_PROBLEM DESCRIPTION_
Single out the lines that include the word "React". Copy them.

_GIVEN INFORMATION_
************

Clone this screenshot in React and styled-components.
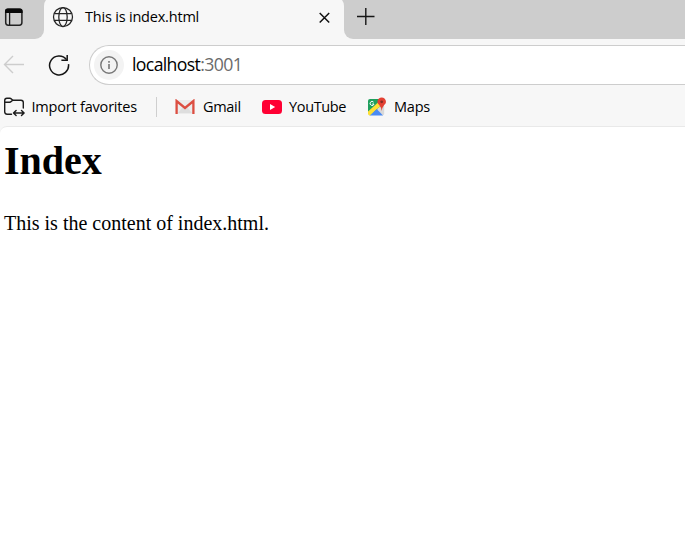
import React from "react";
import styled, { createGlobalStyle } from "styled-components";

const GlobalStyle = createGlobalStyle`
  * { box-sizing: border-box; }
  body { margin: 0; background: #fff; overflow: hidden; }
`;

const Browser = styled.div`
  width: 100%;
  height: 554px;
  overflow: hidden;
  display: flex;
  flex-direction: column;
  background: #f7f7f7;
  font-family: "Open Sans", "Noto Sans", sans-serif;
  color: #000;
`;

const TabStrip = styled.div`
  height: 39px;
  flex: none;
  display: flex;
  overflow: hidden;
`;

const TabActions = styled.div`
  width: 44px;
  background: #cdcdcd;
  border-bottom-right-radius: 9px;
  padding: 8px 0 0 4px;
`;

const TabSlot = styled.div`
  width: 300px;
  background: linear-gradient(#cdcdcd 50%, #f7f7f7 50%);
`;

const Tab = styled.div`
  height: 43px;
  margin-top: -4px;
  padding: 4px 13px 5px 8px;
  display: flex;
  align-items: center;
  background: #f7f7f7;
  border-radius: 10px 10px 0 0;
`;

const TabTitle = styled.span`
  flex: 1;
  margin-left: 11px;
  font-size: 14.5px;
  line-height: 20px;
  letter-spacing: -0.2px;
  white-space: nowrap;
`;

const StripRest = styled.div`
  flex: 1;
  background: #cdcdcd;
  border-bottom-left-radius: 9px;
  padding: 7px 0 0 12px;
`;

const Toolbar = styled.div`
  height: 46px;
  flex: none;
  display: flex;
  align-items: flex-start;
  padding-top: 6px;
`;

const NavButton = styled.div`
  width: ${(p) => p.$width}px;
  height: 40px;
  padding-left: ${(p) => p.$inset}px;
  display: flex;
  align-items: center;
`;

const AddressBar = styled.div`
  flex: 1;
  height: 40px;
  display: flex;
  align-items: center;
  padding-left: 4px;
  background: #fff;
  border: 1px solid #cdcdcd;
  border-right: 0;
  border-radius: 20px 0 0 20px;
`;

const SiteInfo = styled.div`
  width: 30px;
  height: 30px;
  border-radius: 50%;
  background: #f3f3f3;
  display: grid;
  place-items: center;
`;

const Address = styled.span`
  margin: 0 0 2px 8px;
  font-size: 17.7px;
  line-height: 24px;
  letter-spacing: -0.65px;
  color: #000;
`;

const Port = styled.span`
  color: #6b6b6b;
`;

const FavoritesBar = styled.div`
  height: 41px;
  flex: none;
  display: flex;
  align-items: center;
  padding: 3px 0 0 3px;
`;

const Favorite = styled.div`
  width: ${(p) => p.$width}px;
  display: flex;
  align-items: center;
  gap: ${(p) => p.$gap}px;
  font-size: 14.5px;
  line-height: 20px;
  letter-spacing: ${(p) => p.$spacing}px;
  white-space: nowrap;
`;

const Separator = styled.div`
  width: 1px;
  height: 20px;
  margin-right: 18px;
  background: #cfcfcf;
`;

const Page = styled.main`
  flex: 1;
  padding: 11px 4px;
  background: #fff;
  border-top: 1px solid #e9e9e9;
  border-top-left-radius: 7px;
  font-family: "Liberation Serif", "Times New Roman", serif;
  color: #000;
`;

const Heading = styled.h1`
  margin: 0;
  font-size: 40px;
  line-height: 46px;
`;

const Paragraph = styled.p`
  margin: 28px 0 0;
  font-size: 20px;
  line-height: 22px;
`;

const TabActionsIcon = () => (
  <svg width="19" height="19" viewBox="0 0 19 19" fill="none" stroke="#171717">
    <rect x="1.7" y="1.2" width="16.2" height="16" rx="2.6" stroke="#222" strokeWidth="1.5" />
    <path d="M1 5V3Q1 .5 3.5 .5H16Q18.6 .5 18.6 3V5Z" fill="#080808" stroke="none" />
    <path d="M5.6 5V17" strokeWidth="1.3" />
  </svg>
);

const GlobeIcon = () => (
  <svg width="22" height="22" viewBox="0 0 22 22" fill="none" stroke="#252525" strokeWidth="1.25">
    <circle cx="11" cy="11" r="9.5" />
    <ellipse cx="11" cy="11" rx="4.2" ry="9.5" />
    <path d="M2.2 7.7H19.8M2.2 14.3H19.8" />
  </svg>
);

const CloseIcon = () => (
  <svg width="13" height="13" viewBox="0 0 13 13" stroke="#111" strokeWidth="1.5">
    <path d="M1.7 2L11.2 11.5M11.2 2L1.7 11.5" />
  </svg>
);

const PlusIcon = () => (
  <svg width="20" height="20" viewBox="0 0 20 20" stroke="#161616" strokeWidth="1.4">
    <path d="M1 9.5H18.5M9.8 1V18" />
  </svg>
);

const BackIcon = () => (
  <svg width="22" height="20" viewBox="0 0 22 20" fill="none" stroke="#cdcdcd" strokeWidth="1.4">
    <path d="M21 9.5H1.7M10 1L1.5 9.5L10 18" />
  </svg>
);

const RefreshIcon = () => (
  <svg width="22" height="22" viewBox="0 0 22 22" fill="none" stroke="#151515" strokeWidth="1.5">
    <path d="M18.6 5.6A9.5 9.5 0 1 0 20.5 10.2" />
    <path d="M19.2 1V6.2H13.4" />
  </svg>
);

const InfoIcon = () => (
  <svg width="18" height="18" viewBox="0 0 18 18" fill="none" stroke="#777" strokeWidth="1.4">
    <circle cx="9" cy="9" r="8.2" />
    <path d="M9 8V13M9 5V6.7" strokeWidth="1.6" />
  </svg>
);

const ImportIcon = () => (
  <svg width="22" height="20" viewBox="0 0 22 20" fill="none" stroke="#1c1c1c" strokeWidth="1.4" strokeLinejoin="round" strokeLinecap="round">
    <path d="M8.5 17.2H4.1Q1.7 17.2 1.7 14.8V3.4Q1.7 1.2 3.9 1.2H6.8Q7.7 1.2 8.4 1.9L9.7 3.2H18Q20.3 3.2 20.3 5.5V11" />
    <path d="M2 5.3H6.6Q7.5 5.3 8.2 4.6L9.7 3.2" />
    <path d="M11 16H20.6M13.1 13.4L10.5 16L13.1 18.6M18.5 13.4L21.1 16L18.5 18.6" />
  </svg>
);

const GmailIcon = () => (
  <svg width="20" height="16" viewBox="0 0 20 16">
    <rect x="1" y="1" width="18" height="14" rx="1" fill="#ececec" />
    <path d="M3 14L8 8H12L17 14Z" fill="#dedede" />
    <path d="M1.6 15V2L10 9L18.4 2V15" fill="none" stroke="#dc4e41" strokeWidth="2.3" />
  </svg>
);

const YouTubeIcon = () => (
  <svg width="20" height="14" viewBox="0 0 20 14">
    <rect width="20" height="14" rx="3.5" fill="#ff0033" />
    <path d="M8 4L13.2 7L8 10Z" fill="#fff" />
  </svg>
);

const MapsIcon = () => (
  <svg width="20" height="20" viewBox="0 0 20 20">
    <path d="M3 2H13L15 9L3 18.5L1 16.5V4Q1 2 3 2Z" fill="#1f9f5d" />
    <path d="M15 8L17.2 9V16.5Q17.2 18.5 15.2 18.5L10 12Z" fill="#d9d9d9" />
    <path d="M1 14.5L11 5.5L14 8.5L3 18.5Q1 18.5 1 16.5Z" fill="#ffdf35" />
    <path d="M3 18.5L9.8 12L16 18.5Z" fill="#4a8af4" />
    <path d="M6.6 5.2A2 2 0 1 0 7 7H5.2" fill="none" stroke="#fff" strokeWidth="1" />
    <path d="M14.7 14Q14.4 10.5 12.2 8Q10.4 6.2 10.4 4.9A4.3 4.3 0 0 1 19 4.9Q19 6.2 17.2 8Q15 10.5 14.7 14Z" fill="#e34133" />
    <circle cx="14.7" cy="4.8" r="1.4" fill="#852b24" />
  </svg>
);

export default function App() {
  return (
    <Browser>
      <GlobalStyle />
      <TabStrip>
        <TabActions><TabActionsIcon /></TabActions>
        <TabSlot>
          <Tab>
            <GlobeIcon />
            <TabTitle>This is index.html</TabTitle>
            <CloseIcon />
          </Tab>
        </TabSlot>
        <StripRest><PlusIcon /></StripRest>
      </TabStrip>
      <Toolbar>
        <NavButton $width={48} $inset={3}><BackIcon /></NavButton>
        <NavButton $width={41} $inset={0}><RefreshIcon /></NavButton>
        <AddressBar>
          <SiteInfo><InfoIcon /></SiteInfo>
          <Address>localhost<Port>:3001</Port></Address>
        </AddressBar>
      </Toolbar>
      <FavoritesBar>
        <Favorite $width={153} $gap={6.5} $spacing={-0.2}><ImportIcon />Import favorites</Favorite>
        <Separator />
        <Favorite $width={87} $gap={8} $spacing={-0.3}><GmailIcon />Gmail</Favorite>
        <Favorite $width={105} $gap={7} $spacing={-0.35}><YouTubeIcon />YouTube</Favorite>
        <Favorite $width={80} $gap={7} $spacing={-0.2}><MapsIcon />Maps</Favorite>
      </FavoritesBar>
      <Page>
        <Heading>Index</Heading>
        <Paragraph>This is the content of index.html.</Paragraph>
      </Page>
    </Browser>
  );
}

************

_EXERCISE SOLUTION_
Clone this screenshot in React and styled-components.
import React from "react";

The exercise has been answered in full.